I just googled "suicide". At the top of the page was a helpline number that simply said "Need help? In India, call XXXXXX". A desperate hand from cyberspace attempting to stop the desperate reader somewhere, somehow. Of course, the democratic search engine also lends an equally helping hand even before you finish typing the word, offering "suicide methods" as one of your search possibilities.
Wikipedia affirms that opinions on suicides are numerous and that these are influenced by "broad existential themes such as religion, honor, and the meaning of life." A blog attempting to stop the faceless googler from that one irreversible, horrifying step tells them with assurance that the decision is an impulse formed at a moment when the experience of pain exceeds the means available to cope with it. A view that most rational individuals and most mental health professionals would probably concur with.
"I can't go on, I can't bear it anymore" seems to be the most obvious reason for anyone to direct fatal violence against themselves. Almost everyone of us has felt such despair at some point or the other in life. But we pull on -- either because the actual act of violence thankfully takes much more effort and courage than the thought itself, however strong, or because we think of the numerous responsibilities and the bonds that keep us stringed to life even if it is killing in there. Or, like Viktor Frankl suggests, some of us still hold a strong conviction that our life has meaning, for there is a "will to meaning" in certain individuals, more powerful than pain and despair.
Inherent in the whole idea of "will" is the human capacity for, well, obstinacy. An obstinacy to the point of obsession. So we may be obsessed with power or with wealth and that at times is sufficient to drive us through life, even if it may blind us to everything else.
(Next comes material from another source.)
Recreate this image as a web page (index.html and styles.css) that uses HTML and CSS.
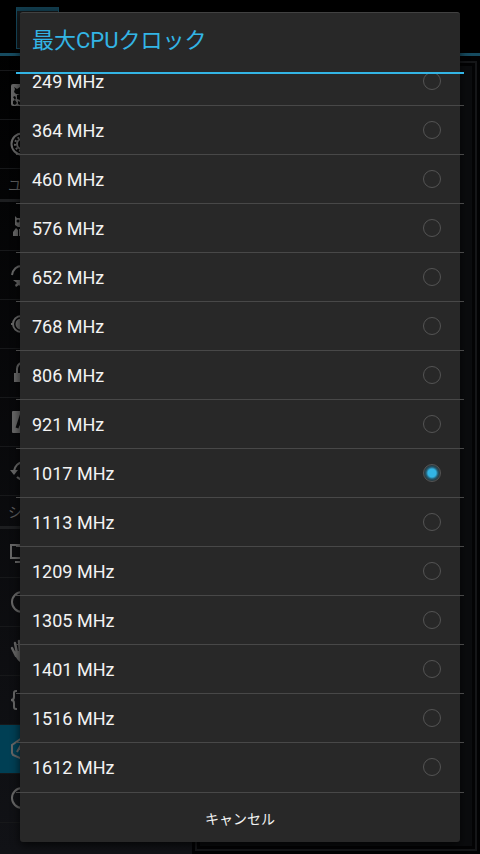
FILE: index.html
```
<!DOCTYPE html>
<html lang="ja">
<head>
<meta charset="utf-8">
<meta name="viewport" content="width=device-width, initial-scale=1">
<title>最大CPUクロック</title>
<link rel="stylesheet" href="styles.css">
</head>
<body>
<div class="backdrop" aria-hidden="true">
  <div class="topbar"><span class="app-box"></span></div>
  <div class="panes">
    <div class="sidebar">
      <div class="item"><svg class="icon" viewBox="0 0 24 24"><rect x="1" y="1" width="22" height="22" rx="2" fill="currentColor"/><path d="M4 4l1 2-1 3 2 2 4 0V4L7 6zM3 14l2-1 1 2-1 2zM7 12l3-1v6l-3-1zM3 18l2-1 2 3-2 2-2-1zM8 18l2 1v3l-2-1z" fill="#050606"/></svg></div>
      <div class="item"><svg class="icon" viewBox="0 0 24 24"><g fill="none" stroke="currentColor" stroke-width="2"><circle cx="12" cy="12" r="10.500"/><circle cx="12" cy="12" r="5"/><circle cx="12" cy="12" r="7" stroke-dasharray="2 2"/></g></svg></div>
      <div class="section">ユ</div>
      <div class="item"><svg class="icon" viewBox="0 0 24 24"><path d="M5 2l2 2h8l2-2v9l-3 2H8l-3-2zM3 22v-4l3-4 2 2v6zM9 15h6l5 3v4H9z" fill="currentColor"/><circle cx="8" cy="7" r="1.500" fill="#060708"/></svg></div>
      <div class="item"><svg class="icon" viewBox="0 0 24 24"><path d="M2 12C3 7 6 3 12 3M22 11c0 6-4 10-10 10" fill="none" stroke="currentColor" stroke-width="2"/><path d="M3 17h8v7l-2-2-3 2-1-2 2-2z" fill="currentColor"/></svg></div>
      <div class="item"><svg class="icon" viewBox="0 0 24 24"><circle cx="11" cy="12" r="8" fill="none" stroke="currentColor" stroke-width="2"/><circle cx="11" cy="12" r="5.500" fill="currentColor"/><path d="M1 12h3M11 1v4M11 20v4M19 12h4" stroke="currentColor" stroke-width="2"/></svg></div>
      <div class="item"><svg class="icon" viewBox="0 0 24 24"><path d="M4 12h16v9H4z" fill="currentColor"/><path d="M7 12V8a5 6 0 0 1 10 0v4" fill="none" stroke="currentColor" stroke-width="2"/></svg></div>
      <div class="item"><svg class="icon" viewBox="0 0 24 24"><rect x="2" y="1" width="21" height="22" rx="1" fill="currentColor"/><path d="M7 18L11 6h2l4 12M9 14h7" fill="none" stroke="#090a0b" stroke-width="3"/></svg></div>
      <div class="item"><svg class="icon" viewBox="0 0 24 24"><path d="M4 12C5 7 7 4 13 3M7 18c2 2 5 3 8 2" fill="none" stroke="currentColor" stroke-width="2"/><path d="M0 11h8l-4 5z" fill="currentColor"/></svg></div>
      <div class="section">シ</div>
      <div class="item"><svg class="icon" viewBox="0 0 24 24"><path d="M1 4h22v13H1zM5 21h14" fill="none" stroke="currentColor" stroke-width="2"/></svg></div>
      <div class="item"><svg class="icon" viewBox="0 0 24 24"><circle cx="12" cy="12" r="10" fill="none" stroke="currentColor" stroke-width="2"/></svg></div>
      <div class="item"><svg class="icon" viewBox="0 0 24 24"><path d="M2 9l4 8M5 4l2 10M9 2l1 11M14 3l-1 10" stroke="currentColor" stroke-width="2.500" stroke-linecap="round"/><path d="M4 13l2-1h10l5-4-4 11-3 4h-4c-3-2-5-6-6-10z" fill="currentColor"/></svg></div>
      <div class="item"><svg class="icon" viewBox="0 0 24 24"><path d="M7 3H6Q4 3 4 5v4q0 3-3 3 3 0 3 3v4q0 2 2 2h1M17 3h1q2 0 2 2v4q0 3 3 3-3 0-3 3v4q0 2-2 2h-1" fill="none" stroke="currentColor" stroke-width="2"/></svg></div>
      <div class="item selected"><svg class="icon" viewBox="0 0 24 24"><path d="M12 1l9 6v10l-9 5-9-4-1-2V8z" fill="none" stroke="currentColor" stroke-width="2"/><path d="M7 15l5-9 5 9M9 12h6" fill="none" stroke="currentColor" stroke-width="2"/></svg></div>
      <div class="item"><svg class="icon" viewBox="0 0 24 24"><circle cx="12" cy="12" r="10" fill="none" stroke="currentColor" stroke-width="2"/></svg></div>
    </div>
    <div class="detail"><div class="detail-inner"></div></div>
  </div>
</div>
<form class="dialog" role="dialog" aria-labelledby="title">
  <h1 class="title" id="title">最大CPUクロック</h1>
  <div class="list">
    <div class="options">
      <label class="option">249 MHz<input type="radio" name="clock"></label>
      <label class="option">364 MHz<input type="radio" name="clock"></label>
      <label class="option">460 MHz<input type="radio" name="clock"></label>
      <label class="option">576 MHz<input type="radio" name="clock"></label>
      <label class="option">652 MHz<input type="radio" name="clock"></label>
      <label class="option">768 MHz<input type="radio" name="clock"></label>
      <label class="option">806 MHz<input type="radio" name="clock"></label>
      <label class="option">921 MHz<input type="radio" name="clock"></label>
      <label class="option">1017 MHz<input type="radio" name="clock" checked></label>
      <label class="option">1113 MHz<input type="radio" name="clock"></label>
      <label class="option">1209 MHz<input type="radio" name="clock"></label>
      <label class="option">1305 MHz<input type="radio" name="clock"></label>
      <label class="option">1401 MHz<input type="radio" name="clock"></label>
      <label class="option">1516 MHz<input type="radio" name="clock"></label>
      <label class="option">1612 MHz<input type="radio" name="clock"></label>
    </div>
  </div>
  <button class="cancel" type="button">キャンセル</button>
</form>
</body>
</html>
```
FILE: styles.css
```
* { box-sizing: border-box; }
body {
  margin: 0;
  min-height: 100vh;
  background: #000;
  color: #f3f3f3;
  font-family: Roboto, "Noto Sans CJK JP", sans-serif;
}

/* Dimmed settings screen behind the dialog */
.backdrop {
  position: fixed;
  inset: 0;
  display: flex;
  flex-direction: column;
  background: linear-gradient(#000, #111216);
}
.topbar {
  height: 56px;
  padding: 7px 16px 0;
  background: #000;
  border-bottom: 3px solid #164b60;
}
.app-box {
  display: block;
  width: 43px;
  height: 42px;
  background: #15191b;
  border: 1px solid #164b60;
  border-top: 4px solid #123d4e;
}
.panes { flex: 1; display: flex; min-height: 0; }
.sidebar { width: 40%; padding-top: 14px; }
.item {
  display: flex;
  align-items: center;
  height: 49px;
  padding-left: 10px;
  color: #666;
  border-bottom: 1px solid #17181a;
}
.item:first-child { height: 50px; border-top: 1px solid #17181a; }
.item.selected { background: #003f54; }
.icon { width: 24px; height: 24px; }
.section {
  height: 33px;
  padding-left: 8px;
  font-size: 14px;
  line-height: 32px;
  color: #5c5c5c;
  border-bottom: 3px solid #1d1e20;
}
.detail {
  flex: 1;
  padding: 5px 3px 3px;
  background: #020203;
}
.detail-inner {
  height: 100%;
  background: #0b0c0e;
  border: 2px solid #151618;
  box-shadow: inset 0 0 0 3px #030304;
}

/* Single-choice dialog */
.dialog {
  position: fixed;
  inset: 12px 20px;
  display: flex;
  flex-direction: column;
  height: fit-content;
  background: #282828;
  border-top: 1px solid #414141;
  border-radius: 3px;
  box-shadow: 0 3px 10px rgba(0, 0, 0, 0.7);
}
.title {
  height: 61px;
  margin: 0 -4px;
  padding: 0 16px;
  border-bottom: 2px solid #33b5e5;
  color: #33b5e5;
  font-size: 22px;
  font-weight: 400;
  line-height: 56px;
}
.list {
  display: flex;
  flex-direction: column;
  justify-content: flex-end;
  height: 718px;
  margin: 0 -4px;
  overflow: hidden;
}
.option {
  display: flex;
  align-items: center;
  justify-content: space-between;
  height: 49px;
  padding: 0 23px 0 16px;
  border-bottom: 1px solid #484848;
  font-size: 18px;
}
.option:last-child { border-bottom-color: transparent; }
.option input {
  appearance: none;
  width: 18px;
  height: 18px;
  margin: 0;
  border: 1px solid #545454;
  border-radius: 50%;
}
.option input:checked {
  background: radial-gradient(circle, #33b5e5 4px, #24586c 6px, #29363b 8px);
}
.cancel {
  height: 50px;
  margin: 0 -4px;
  padding: 0;
  border: 0;
  border-top: 1px solid #484848;
  background: none;
  color: #f3f3f3;
  font: 14px Roboto, "Noto Sans CJK JP", sans-serif;
}
```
Like possessed creatures we go about in pursuit of that which grips our minds. There is obsessive love too, of course. It seems that the obsession to live for some such thing we have convinced ourselves about is one of the only two reasons why most of us don't actually pick up that blade. (Of course, as I said above, after the picking up of the blade, there is a further deterrent in the fear factor.)
The other reason, I would say, is the ability to be securely thick-skinned and thus to carefully stay just within that dangerous line that separates commonplace existence from a tiny but cataclysmic step into disturbance and possible unhinging. We manage to stay put on the needle point, getting inured to its prick over time, knowing that a slip would mean a plunge into that unknown abyss which we are sure is unspeakably worse than this pinned existence. Here are the closing lines of an A.K. Ramanujan poem that captures this common feat in a dry tone that is particularly hard on religious nerves: At the bottom, of all this bottomless/ Enterprise to keep simple the heart’s given beat,/ The only risk is heartlessness. ('The Hindoo: The Only Risk')
But returning to my first point about obstinacy -- and here is my clinching couplet --, eminently capable as we are of being obstinate in creating meaning with our lives, not all of us might exactly be "giving up" in choosing to die. To those who will have either all or none, to those who will fight to their last breath to keep a relationship alive or to see their goals met, suicide might not be the result of mere despair that pushes them overboard. I have a slight objection to the general perception of suicide as an act of crumbling under pressure, a surrender to the might of pain. Obstinate creatures that we are, we also harbour within us an indomitable will to die. Our very stubbornness may prefer dying to a giving in that implies a giving up of what we lived for or believed in. Is such suicide mental illness? If so, this illness is the very quality we admire in the extraordinary -- the quality of grit and never-say-die -- that also manifests itself as a will to die.